Web page code records
******

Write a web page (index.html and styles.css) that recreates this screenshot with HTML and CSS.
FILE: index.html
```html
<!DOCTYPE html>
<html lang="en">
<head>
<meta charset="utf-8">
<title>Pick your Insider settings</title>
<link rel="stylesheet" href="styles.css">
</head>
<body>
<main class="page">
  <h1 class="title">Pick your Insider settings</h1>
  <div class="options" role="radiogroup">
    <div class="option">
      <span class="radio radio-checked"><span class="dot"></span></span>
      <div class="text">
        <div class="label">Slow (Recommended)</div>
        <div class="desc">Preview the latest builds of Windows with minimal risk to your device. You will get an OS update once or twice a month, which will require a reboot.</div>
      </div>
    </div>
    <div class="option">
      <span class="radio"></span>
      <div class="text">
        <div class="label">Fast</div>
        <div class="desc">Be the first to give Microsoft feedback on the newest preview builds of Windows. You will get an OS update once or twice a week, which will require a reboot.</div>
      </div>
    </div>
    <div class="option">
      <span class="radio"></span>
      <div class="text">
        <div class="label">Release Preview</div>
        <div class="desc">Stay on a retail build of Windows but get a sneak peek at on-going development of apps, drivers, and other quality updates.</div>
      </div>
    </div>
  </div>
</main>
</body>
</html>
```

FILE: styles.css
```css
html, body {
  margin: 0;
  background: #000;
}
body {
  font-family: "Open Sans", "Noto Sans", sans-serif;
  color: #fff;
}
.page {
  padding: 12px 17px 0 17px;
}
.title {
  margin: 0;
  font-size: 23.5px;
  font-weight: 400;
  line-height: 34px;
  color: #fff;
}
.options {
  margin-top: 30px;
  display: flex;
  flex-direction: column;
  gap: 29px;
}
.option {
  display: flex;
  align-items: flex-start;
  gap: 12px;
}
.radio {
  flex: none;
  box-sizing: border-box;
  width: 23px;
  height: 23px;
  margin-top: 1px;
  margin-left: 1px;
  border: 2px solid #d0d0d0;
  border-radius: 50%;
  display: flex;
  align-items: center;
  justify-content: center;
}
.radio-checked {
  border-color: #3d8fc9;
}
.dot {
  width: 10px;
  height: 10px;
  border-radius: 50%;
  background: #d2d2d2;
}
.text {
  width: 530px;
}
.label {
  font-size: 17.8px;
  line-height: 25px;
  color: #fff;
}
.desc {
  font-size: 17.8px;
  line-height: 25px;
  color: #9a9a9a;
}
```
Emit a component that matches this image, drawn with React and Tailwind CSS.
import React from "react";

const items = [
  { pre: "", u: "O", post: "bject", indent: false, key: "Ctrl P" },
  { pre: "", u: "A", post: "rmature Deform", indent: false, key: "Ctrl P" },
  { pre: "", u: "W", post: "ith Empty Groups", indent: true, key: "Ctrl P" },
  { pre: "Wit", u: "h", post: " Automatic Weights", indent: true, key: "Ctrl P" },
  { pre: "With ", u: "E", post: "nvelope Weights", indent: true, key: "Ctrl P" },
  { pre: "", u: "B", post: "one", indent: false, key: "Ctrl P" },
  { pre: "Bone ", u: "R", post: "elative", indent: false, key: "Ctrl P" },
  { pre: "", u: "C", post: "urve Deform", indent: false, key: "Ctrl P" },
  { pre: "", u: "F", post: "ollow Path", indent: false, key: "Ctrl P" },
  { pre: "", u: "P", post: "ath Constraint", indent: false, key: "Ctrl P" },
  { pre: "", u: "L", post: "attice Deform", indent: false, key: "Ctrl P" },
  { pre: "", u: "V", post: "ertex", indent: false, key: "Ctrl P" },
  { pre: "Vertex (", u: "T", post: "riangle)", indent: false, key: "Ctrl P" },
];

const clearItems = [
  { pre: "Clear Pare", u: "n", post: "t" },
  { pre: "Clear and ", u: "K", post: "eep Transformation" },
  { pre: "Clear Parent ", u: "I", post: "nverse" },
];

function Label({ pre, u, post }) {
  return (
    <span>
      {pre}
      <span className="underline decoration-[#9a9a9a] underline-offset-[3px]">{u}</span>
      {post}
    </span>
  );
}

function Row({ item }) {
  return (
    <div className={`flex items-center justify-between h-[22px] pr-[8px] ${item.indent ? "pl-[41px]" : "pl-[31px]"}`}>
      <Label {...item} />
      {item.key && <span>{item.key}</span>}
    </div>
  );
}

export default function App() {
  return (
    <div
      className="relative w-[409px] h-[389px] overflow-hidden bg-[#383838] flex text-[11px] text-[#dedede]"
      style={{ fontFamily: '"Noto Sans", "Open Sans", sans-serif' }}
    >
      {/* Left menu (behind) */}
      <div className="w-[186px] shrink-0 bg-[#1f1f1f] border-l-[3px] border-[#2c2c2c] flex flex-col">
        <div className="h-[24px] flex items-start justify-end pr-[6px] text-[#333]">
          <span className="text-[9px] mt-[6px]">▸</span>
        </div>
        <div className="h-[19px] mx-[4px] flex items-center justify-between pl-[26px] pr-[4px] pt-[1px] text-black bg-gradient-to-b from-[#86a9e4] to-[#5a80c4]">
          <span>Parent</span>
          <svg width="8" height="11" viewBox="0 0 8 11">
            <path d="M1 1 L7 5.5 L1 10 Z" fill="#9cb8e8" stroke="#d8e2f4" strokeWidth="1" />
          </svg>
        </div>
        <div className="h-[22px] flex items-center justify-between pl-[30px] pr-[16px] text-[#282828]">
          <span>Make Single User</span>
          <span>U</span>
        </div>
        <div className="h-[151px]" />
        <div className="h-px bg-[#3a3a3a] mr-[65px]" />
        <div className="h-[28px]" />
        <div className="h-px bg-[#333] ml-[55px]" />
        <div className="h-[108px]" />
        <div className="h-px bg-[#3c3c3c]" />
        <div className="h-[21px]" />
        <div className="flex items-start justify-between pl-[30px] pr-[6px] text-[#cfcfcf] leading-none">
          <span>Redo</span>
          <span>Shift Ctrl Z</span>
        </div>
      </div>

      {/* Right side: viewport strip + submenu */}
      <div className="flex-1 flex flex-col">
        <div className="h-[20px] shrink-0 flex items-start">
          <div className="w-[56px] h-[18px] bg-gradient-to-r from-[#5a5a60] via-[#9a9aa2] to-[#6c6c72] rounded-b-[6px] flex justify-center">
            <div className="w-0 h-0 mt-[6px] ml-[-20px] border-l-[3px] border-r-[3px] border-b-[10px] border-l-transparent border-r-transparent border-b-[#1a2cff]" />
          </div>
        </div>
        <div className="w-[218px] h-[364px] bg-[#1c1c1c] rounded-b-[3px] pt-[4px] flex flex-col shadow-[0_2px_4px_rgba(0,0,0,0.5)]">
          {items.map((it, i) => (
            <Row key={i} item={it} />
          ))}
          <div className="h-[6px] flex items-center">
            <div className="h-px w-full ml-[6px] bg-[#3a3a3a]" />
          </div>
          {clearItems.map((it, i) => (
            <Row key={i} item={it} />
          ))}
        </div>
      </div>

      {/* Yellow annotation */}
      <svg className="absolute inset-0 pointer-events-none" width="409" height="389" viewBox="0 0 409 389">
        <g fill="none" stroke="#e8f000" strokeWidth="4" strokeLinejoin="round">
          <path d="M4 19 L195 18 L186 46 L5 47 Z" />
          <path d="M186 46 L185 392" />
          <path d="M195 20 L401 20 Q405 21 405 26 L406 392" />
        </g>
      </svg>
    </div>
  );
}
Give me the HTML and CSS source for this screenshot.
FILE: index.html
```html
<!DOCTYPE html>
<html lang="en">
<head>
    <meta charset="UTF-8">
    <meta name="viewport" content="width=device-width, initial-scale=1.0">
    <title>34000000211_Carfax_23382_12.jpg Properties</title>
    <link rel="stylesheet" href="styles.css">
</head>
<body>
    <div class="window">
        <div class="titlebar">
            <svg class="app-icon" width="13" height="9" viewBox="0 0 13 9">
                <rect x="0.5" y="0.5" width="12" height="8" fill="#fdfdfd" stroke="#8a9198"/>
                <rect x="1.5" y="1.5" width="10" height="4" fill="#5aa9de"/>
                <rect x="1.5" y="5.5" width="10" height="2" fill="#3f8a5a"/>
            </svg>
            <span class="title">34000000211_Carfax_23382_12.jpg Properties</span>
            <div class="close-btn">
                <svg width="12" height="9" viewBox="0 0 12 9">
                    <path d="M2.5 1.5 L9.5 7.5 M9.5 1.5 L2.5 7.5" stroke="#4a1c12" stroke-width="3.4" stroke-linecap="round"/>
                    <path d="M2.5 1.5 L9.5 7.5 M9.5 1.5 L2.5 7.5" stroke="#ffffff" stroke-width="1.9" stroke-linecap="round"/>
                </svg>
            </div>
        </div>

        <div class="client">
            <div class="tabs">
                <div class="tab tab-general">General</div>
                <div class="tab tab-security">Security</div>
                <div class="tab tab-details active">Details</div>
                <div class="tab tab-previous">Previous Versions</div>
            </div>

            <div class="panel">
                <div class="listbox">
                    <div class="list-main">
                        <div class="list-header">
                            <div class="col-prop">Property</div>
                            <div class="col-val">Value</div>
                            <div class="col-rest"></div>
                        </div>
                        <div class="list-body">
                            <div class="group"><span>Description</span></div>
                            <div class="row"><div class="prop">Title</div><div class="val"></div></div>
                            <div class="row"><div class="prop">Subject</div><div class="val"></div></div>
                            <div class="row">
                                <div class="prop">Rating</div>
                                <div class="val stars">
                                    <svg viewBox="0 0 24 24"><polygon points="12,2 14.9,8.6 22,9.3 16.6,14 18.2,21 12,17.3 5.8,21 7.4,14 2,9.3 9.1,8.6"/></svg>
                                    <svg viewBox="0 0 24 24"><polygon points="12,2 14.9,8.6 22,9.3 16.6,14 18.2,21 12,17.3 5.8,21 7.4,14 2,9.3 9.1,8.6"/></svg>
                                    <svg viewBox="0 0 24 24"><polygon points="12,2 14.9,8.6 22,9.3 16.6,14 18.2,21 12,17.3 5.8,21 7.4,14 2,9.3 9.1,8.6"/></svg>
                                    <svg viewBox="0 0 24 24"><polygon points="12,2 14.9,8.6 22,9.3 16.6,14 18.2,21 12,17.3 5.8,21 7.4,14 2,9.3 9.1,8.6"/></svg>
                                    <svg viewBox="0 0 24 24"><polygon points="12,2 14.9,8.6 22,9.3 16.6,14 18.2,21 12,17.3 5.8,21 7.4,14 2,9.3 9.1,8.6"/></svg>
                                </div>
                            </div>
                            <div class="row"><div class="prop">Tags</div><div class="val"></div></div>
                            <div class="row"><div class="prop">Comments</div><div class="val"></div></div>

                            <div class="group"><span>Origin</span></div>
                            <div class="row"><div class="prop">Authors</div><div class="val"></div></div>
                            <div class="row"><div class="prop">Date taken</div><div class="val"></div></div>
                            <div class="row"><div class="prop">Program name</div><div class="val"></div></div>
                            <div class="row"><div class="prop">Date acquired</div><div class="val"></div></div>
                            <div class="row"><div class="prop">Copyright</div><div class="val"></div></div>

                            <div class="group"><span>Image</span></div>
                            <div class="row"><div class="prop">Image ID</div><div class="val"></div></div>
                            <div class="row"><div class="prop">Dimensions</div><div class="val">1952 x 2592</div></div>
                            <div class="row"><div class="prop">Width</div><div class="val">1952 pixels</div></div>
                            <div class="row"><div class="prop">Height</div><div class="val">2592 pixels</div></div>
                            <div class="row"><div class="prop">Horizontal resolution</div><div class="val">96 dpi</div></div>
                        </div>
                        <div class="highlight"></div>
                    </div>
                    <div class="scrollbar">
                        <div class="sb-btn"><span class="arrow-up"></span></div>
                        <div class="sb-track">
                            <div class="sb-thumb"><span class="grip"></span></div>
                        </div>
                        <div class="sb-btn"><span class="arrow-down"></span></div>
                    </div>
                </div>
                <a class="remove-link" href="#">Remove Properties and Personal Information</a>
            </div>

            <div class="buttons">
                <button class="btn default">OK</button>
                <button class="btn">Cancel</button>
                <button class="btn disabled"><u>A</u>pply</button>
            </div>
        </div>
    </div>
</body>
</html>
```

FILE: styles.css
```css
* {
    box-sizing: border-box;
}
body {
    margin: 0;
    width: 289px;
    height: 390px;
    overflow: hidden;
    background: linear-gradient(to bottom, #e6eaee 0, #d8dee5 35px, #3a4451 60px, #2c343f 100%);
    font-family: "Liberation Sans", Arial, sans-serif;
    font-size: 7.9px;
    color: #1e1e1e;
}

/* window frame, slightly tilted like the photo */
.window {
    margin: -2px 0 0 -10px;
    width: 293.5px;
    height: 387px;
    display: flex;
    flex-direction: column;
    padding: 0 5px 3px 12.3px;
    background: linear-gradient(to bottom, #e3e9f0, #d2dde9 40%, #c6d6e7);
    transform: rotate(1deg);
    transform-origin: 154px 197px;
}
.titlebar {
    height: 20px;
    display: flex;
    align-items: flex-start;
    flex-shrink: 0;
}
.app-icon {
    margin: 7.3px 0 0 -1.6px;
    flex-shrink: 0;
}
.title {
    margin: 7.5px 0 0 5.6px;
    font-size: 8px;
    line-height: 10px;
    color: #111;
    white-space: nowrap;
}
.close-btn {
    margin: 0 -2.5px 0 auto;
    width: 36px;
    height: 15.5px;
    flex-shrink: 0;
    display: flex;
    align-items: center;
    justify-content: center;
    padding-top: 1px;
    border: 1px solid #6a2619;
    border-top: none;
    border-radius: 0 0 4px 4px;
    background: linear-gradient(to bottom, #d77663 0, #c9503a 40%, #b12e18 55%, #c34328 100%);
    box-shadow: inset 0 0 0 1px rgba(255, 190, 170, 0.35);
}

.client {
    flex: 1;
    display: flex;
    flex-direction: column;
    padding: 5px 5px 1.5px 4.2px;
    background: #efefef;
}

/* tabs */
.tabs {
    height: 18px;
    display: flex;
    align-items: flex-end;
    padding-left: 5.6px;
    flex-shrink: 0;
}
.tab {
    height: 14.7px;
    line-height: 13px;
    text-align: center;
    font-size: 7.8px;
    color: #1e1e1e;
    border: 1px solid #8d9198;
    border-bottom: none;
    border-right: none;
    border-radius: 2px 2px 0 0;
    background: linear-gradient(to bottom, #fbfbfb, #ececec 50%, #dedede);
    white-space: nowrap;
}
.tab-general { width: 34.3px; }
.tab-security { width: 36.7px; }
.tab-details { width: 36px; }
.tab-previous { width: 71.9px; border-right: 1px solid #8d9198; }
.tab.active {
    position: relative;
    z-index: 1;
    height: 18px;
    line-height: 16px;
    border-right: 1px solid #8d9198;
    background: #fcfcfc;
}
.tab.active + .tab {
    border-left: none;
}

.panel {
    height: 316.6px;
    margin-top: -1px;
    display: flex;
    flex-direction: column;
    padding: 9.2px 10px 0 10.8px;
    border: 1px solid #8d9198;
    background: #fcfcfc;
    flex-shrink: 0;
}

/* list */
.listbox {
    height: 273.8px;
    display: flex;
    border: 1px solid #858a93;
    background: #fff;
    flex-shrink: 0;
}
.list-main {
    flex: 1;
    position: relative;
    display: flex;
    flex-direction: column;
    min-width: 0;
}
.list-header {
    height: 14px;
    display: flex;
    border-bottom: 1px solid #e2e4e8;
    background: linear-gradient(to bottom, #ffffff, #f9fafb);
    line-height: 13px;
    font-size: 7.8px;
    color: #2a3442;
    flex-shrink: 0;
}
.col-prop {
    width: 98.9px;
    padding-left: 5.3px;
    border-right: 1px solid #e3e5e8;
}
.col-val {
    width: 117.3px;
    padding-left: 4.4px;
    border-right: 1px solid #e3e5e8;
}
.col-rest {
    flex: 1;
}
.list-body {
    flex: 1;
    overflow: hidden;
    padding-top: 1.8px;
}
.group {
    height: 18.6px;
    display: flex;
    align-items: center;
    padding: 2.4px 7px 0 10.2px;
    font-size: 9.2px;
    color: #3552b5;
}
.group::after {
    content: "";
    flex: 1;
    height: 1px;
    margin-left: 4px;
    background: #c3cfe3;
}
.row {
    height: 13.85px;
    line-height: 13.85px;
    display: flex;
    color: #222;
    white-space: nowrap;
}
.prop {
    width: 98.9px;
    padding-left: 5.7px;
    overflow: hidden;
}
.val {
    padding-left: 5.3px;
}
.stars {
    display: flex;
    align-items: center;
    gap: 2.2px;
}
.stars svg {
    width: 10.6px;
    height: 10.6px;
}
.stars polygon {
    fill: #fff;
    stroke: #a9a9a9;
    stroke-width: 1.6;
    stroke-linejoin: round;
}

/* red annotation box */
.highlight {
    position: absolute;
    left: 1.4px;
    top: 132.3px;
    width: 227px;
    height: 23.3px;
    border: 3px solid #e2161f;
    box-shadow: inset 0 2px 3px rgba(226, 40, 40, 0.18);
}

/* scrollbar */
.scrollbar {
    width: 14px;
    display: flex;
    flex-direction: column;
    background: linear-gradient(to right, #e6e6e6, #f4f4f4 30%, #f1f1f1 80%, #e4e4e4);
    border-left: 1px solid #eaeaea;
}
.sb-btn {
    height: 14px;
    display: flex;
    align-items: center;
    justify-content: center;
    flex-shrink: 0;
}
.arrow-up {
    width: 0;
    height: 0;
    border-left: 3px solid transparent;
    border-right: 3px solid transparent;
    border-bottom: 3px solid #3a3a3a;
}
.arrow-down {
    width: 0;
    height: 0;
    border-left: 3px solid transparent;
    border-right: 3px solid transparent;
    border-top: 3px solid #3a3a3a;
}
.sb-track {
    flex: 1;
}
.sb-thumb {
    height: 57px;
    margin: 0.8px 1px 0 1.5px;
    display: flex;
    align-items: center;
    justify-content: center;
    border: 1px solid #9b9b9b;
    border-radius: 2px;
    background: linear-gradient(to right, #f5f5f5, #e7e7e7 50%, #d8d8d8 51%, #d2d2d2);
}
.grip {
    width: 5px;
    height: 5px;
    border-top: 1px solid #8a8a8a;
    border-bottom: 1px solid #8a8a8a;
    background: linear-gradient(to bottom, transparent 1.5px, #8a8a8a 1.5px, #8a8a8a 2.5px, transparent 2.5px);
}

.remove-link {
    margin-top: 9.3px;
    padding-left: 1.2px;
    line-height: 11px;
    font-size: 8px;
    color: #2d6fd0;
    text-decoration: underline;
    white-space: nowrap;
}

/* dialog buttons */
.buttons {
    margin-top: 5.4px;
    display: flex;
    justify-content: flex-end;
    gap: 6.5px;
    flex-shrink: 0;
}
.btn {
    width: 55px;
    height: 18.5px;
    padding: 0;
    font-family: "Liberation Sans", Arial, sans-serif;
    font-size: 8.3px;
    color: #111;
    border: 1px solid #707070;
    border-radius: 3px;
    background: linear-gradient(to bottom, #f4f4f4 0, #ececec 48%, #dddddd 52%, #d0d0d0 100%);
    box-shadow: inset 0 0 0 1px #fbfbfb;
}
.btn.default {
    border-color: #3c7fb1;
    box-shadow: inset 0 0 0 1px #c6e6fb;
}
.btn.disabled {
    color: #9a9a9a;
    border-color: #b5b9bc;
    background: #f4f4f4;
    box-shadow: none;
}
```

******

GIVEN PROBLEM:
Collect the lines that hold "styles".

TASK OUTPUT:
Write a web page (index.html and styles.css) that recreates this screenshot with HTML and CSS.
<link rel="stylesheet" href="styles.css">
FILE: styles.css
    <link rel="stylesheet" href="styles.css">
FILE: styles.css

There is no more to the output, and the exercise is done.